The shares of firms with diversified operations​ are________. A. generally negatively affected by​ diversification, because of the increase in risk B. generally not affected by​ diversification, because investors can easily diversify their own portfolios C. generally positively affected by​ diversification, because of the reduction in risk D. generally negatively affected by​ diversification, because of the increase in the required rate of return

Respuesta :

Answer:

B. generally not affected by​ diversification, because investors can easily diversify their own portfolios

Explanation:

The reason is that the business itself is diversified and the result is that the company is earning an average return on its business operations. If the investor is managing the portfolio then it means the investor is making its portfolio a risk diversified which include the shares companies that had diversified its operations in the market.
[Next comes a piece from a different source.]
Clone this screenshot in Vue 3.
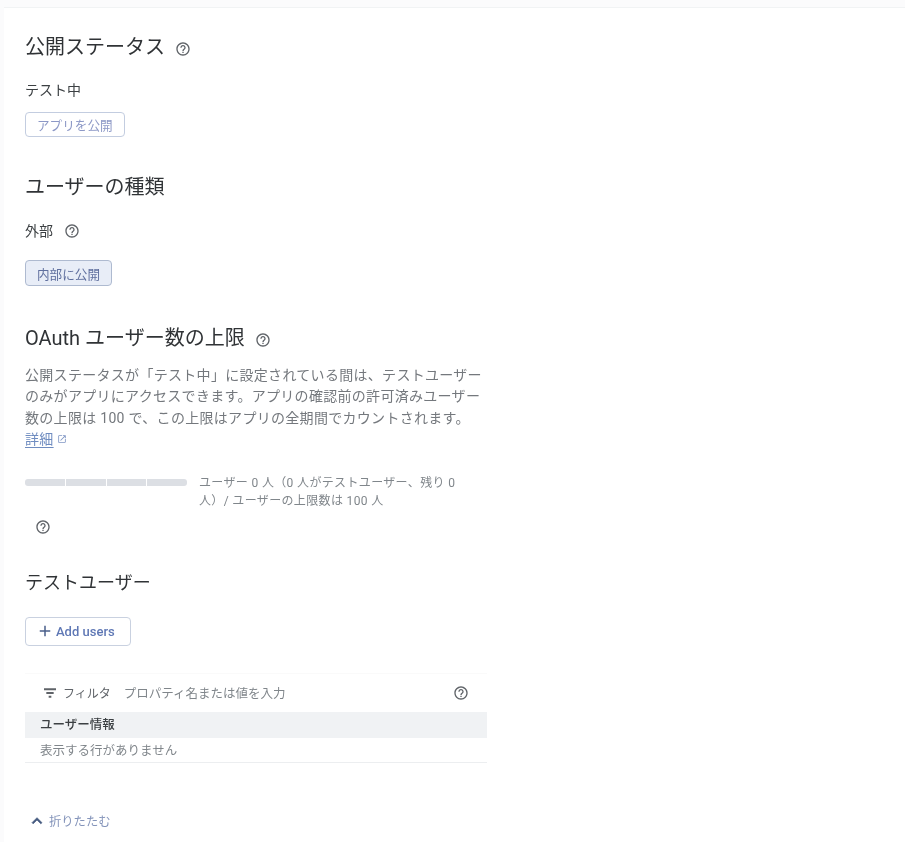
<script setup>
const helpPath = 'M11 18h2v-2h-2v2zm1-16C6.48 2 2 6.48 2 12s4.48 10 10 10 10-4.48 10-10S17.52 2 12 2zm0 18c-4.41 0-8-3.59-8-8s3.59-8 8-8 8 3.59 8 8-3.59 8-8 8zm0-14c-2.21 0-4 1.79-4 4h2c0-1.1.9-2 2-2s2 .9 2 2c0 2-3 1.75-3 5h2c0-2.25 3-2.5 3-5 0-2.21-1.79-4-4-4z'
</script>

<template>
  <div class="page">
    <main class="content">
      <section class="status">
        <h2>公開ステータス <svg class="help" viewBox="0 0 24 24"><path :d="helpPath" /></svg></h2>
        <p class="label">テスト中</p>
        <button class="btn outline">アプリを公開</button>
      </section>

      <section class="kind">
        <h2>ユーザーの種類</h2>
        <p class="label">外部 <svg class="help" viewBox="0 0 24 24"><path :d="helpPath" /></svg></p>
        <button class="btn filled">内部に公開</button>
      </section>

      <section class="cap">
        <h2>OAuth ユーザー数の上限 <svg class="help" viewBox="0 0 24 24"><path :d="helpPath" /></svg></h2>
        <p class="desc">
          公開ステータスが「テスト中」に設定されている間は、テストユーザーのみがアプリにアクセスできます。アプリの確認前の許可済みユーザー数の上限は 100 で、この上限はアプリの全期間でカウントされます。<br>
          <a class="link">詳細</a>
          <svg class="ext" viewBox="0 0 24 24"><path d="M19 19H5V5h7V3H5a2 2 0 0 0-2 2v14a2 2 0 0 0 2 2h14c1.1 0 2-.9 2-2v-7h-2v7zM14 3v2h3.59l-9.83 9.83 1.41 1.41L19 6.41V10h2V3h-7z" /></svg>
        </p>
        <div class="usage">
          <div class="bar"><span></span><span></span><span></span><span></span></div>
          <p>ユーザー 0 人（0 人がテストユーザー、残り 0 人）/ ユーザーの上限数は 100 人</p>
        </div>
        <svg class="help usage-help" viewBox="0 0 24 24"><path :d="helpPath" /></svg>
      </section>

      <section class="testers">
        <h2>テストユーザー</h2>
        <button class="btn add">
          <svg viewBox="0 0 24 24"><path d="M19 13h-6v6h-2v-6H5v-2h6V5h2v6h6v2z" /></svg>
          Add users
        </button>
        <div class="table">
          <div class="filter">
            <svg class="filter-icon" viewBox="0 0 24 24"><path d="M3 5h18v2.800H3zM6.500 10.600h11v2.800h-11zM10 16.200h4v2.800h-4z" /></svg>
            <span class="filter-name">フィルタ</span>
            <span class="filter-hint">プロパティ名または値を入力</span>
            <svg class="help" viewBox="0 0 24 24"><path :d="helpPath" /></svg>
          </div>
          <div class="thead">ユーザー情報</div>
          <div class="empty">表示する行がありません</div>
        </div>
      </section>

      <a class="collapse">
        <svg viewBox="0 0 24 24"><path d="M7.41 15.41 12 10.83l4.59 4.58L18 14l-6-6-6 6z" /></svg>
        折りたたむ
      </a>
    </main>
  </div>
</template>

<style scoped>
.page {
  width: 905px;
  height: 842px;
  overflow: hidden;
  box-sizing: border-box;
  background: #fbfbfc;
  padding-left: 4px;
  font-family: "Roboto", "Noto Sans CJK JP", sans-serif;
  color: #3c4043;
}

.content {
  height: 100%;
  box-sizing: border-box;
  border-top: 1px solid #f1f3f4;
  margin-top: 7px;
  padding: 25px 0 0 21px;
  background: #fff;
  filter: blur(.35px);
}

h2 {
  margin: 0;
  font-size: 20px;
  line-height: 28px;
  font-weight: 400;
  color: #303336;
  display: flex;
  align-items: center;
  gap: 10px;
}

.help {
  width: 16px;
  height: 16px;
  flex: none;
  fill: #5f6368;
}

h2 .help {
  margin-top: 4px;
}

.label {
  margin: 19px 0 0;
  font-size: 14px;
  line-height: 20px;
  display: flex;
  align-items: center;
  gap: 11px;
}

.btn {
  display: flex;
  align-items: center;
  box-sizing: border-box;
  border-radius: 4px;
  font-family: inherit;
  font-size: 12.6px;
  font-weight: 400;
  padding: 0 11px;
  height: 25px;
  margin-top: 12px;
}

.outline {
  background: #fff;
  border: 1px solid #c3cde0;
  color: #8c98c6;
}

.filled {
  height: 26px;
  background: #e8edf7;
  border: 1px solid #aebad0;
  color: #5f6f9e;
}

.kind {
  margin-top: 36px;
}

.kind .label {
  margin-top: 20px;
}

.kind .btn {
  margin-top: 19px;
}

.cap {
  margin-top: 38px;
  width: 462px;
}

.desc {
  margin: 13px 0 0;
  font-size: 14px;
  line-height: 21.4px;
  letter-spacing: .3px;
  color: #74787d;
}

.link {
  color: #6f8cc0;
  text-decoration: underline;
  text-underline-offset: 3px;
}

.ext {
  width: 10px;
  height: 10px;
  fill: #7f95c4;
  margin-left: 3px;
}

.usage {
  margin-top: 23px;
  display: flex;
  gap: 12px;
}

.bar {
  flex: none;
  width: 162px;
  height: 7px;
  margin-top: 5px;
  display: grid;
  grid-template-columns: repeat(4, 1fr);
  gap: 1px;
}

.bar span {
  background: #dcdfe4;
}

.bar span:first-child {
  border-radius: 3px 0 0 3px;
}

.bar span:last-child {
  border-radius: 0 3px 3px 0;
}

.usage p {
  margin: 0;
  width: 268px;
  font-size: 12px;
  line-height: 18.500px;
  letter-spacing: .35px;
  color: #80868b;
}

.usage-help {
  display: block;
  margin: 8px 0 0 10px;
}

.testers {
  margin-top: 34px;
  width: 462px;
}

.testers h2 {
  font-size: 18px;
}

.add {
  margin-top: 20px;
  height: 29px;
  width: 106px;
  padding: 0 0 0 10px;
  gap: 2px;
  font-size: 13px;
  font-weight: 500;
  background: #fff;
  border: 1px solid #c9d1e0;
  color: #5f78b5;
}

.add svg {
  width: 18px;
  height: 18px;
  fill: #4a5f8a;
}

.table {
  margin-top: 27px;
  border-top: 1px solid #fafafa;
}

.filter {
  height: 38px;
  padding: 0 18px 0 17px;
  display: flex;
  align-items: center;
  font-size: 12.5px;
}

.filter-icon {
  width: 16px;
  height: 16px;
  fill: #5f6368;
  margin-right: 5px;
}

.filter-name {
  color: #5f6368;
  font-size: 12px;
  margin-right: 13px;
}

.filter-hint {
  flex: 1;
  color: #80868b;
}

.thead {
  height: 26px;
  line-height: 26px;
  padding-left: 15px;
  background: #f0f2f4;
  font-size: 12.5px;
  font-weight: 500;
  color: #3c4043;
}

.empty {
  height: 24px;
  line-height: 25px;
  padding-left: 15px;
  font-size: 12.5px;
  color: #80868b;
  border-bottom: 1px solid #eceef0;
}

.collapse {
  margin-top: 48px;
  display: flex;
  align-items: center;
  gap: 2px;
  margin-left: 2px;
  font-size: 12.3px;
  color: #8494ba;
}

.collapse svg {
  width: 20px;
  height: 20px;
  fill: #44597f;
  stroke: #44597f;
  stroke-width: .8;
}
</style>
So portfolio return doesn't affect the return on an individual company shares because portfolio return is the aggregate return of different number of shares in different companies.

Answer:

The correct answer is letter "B": generally not affected by​ diversification, because investors can easily diversify their own portfolios.

Explanation:

Diversification refers to a strategy portfolio managers follow in an attempt of reducing the risk of having certain assets under their scope. By doing so, if some securities' performance fail, portfolio managers would still have others in play that could offset the losses.

Portfolio management is independent of companies' diversified operations since actually managers are responsible for selecting how to diversify portfolios regardless of how a firm can choose to handle its business.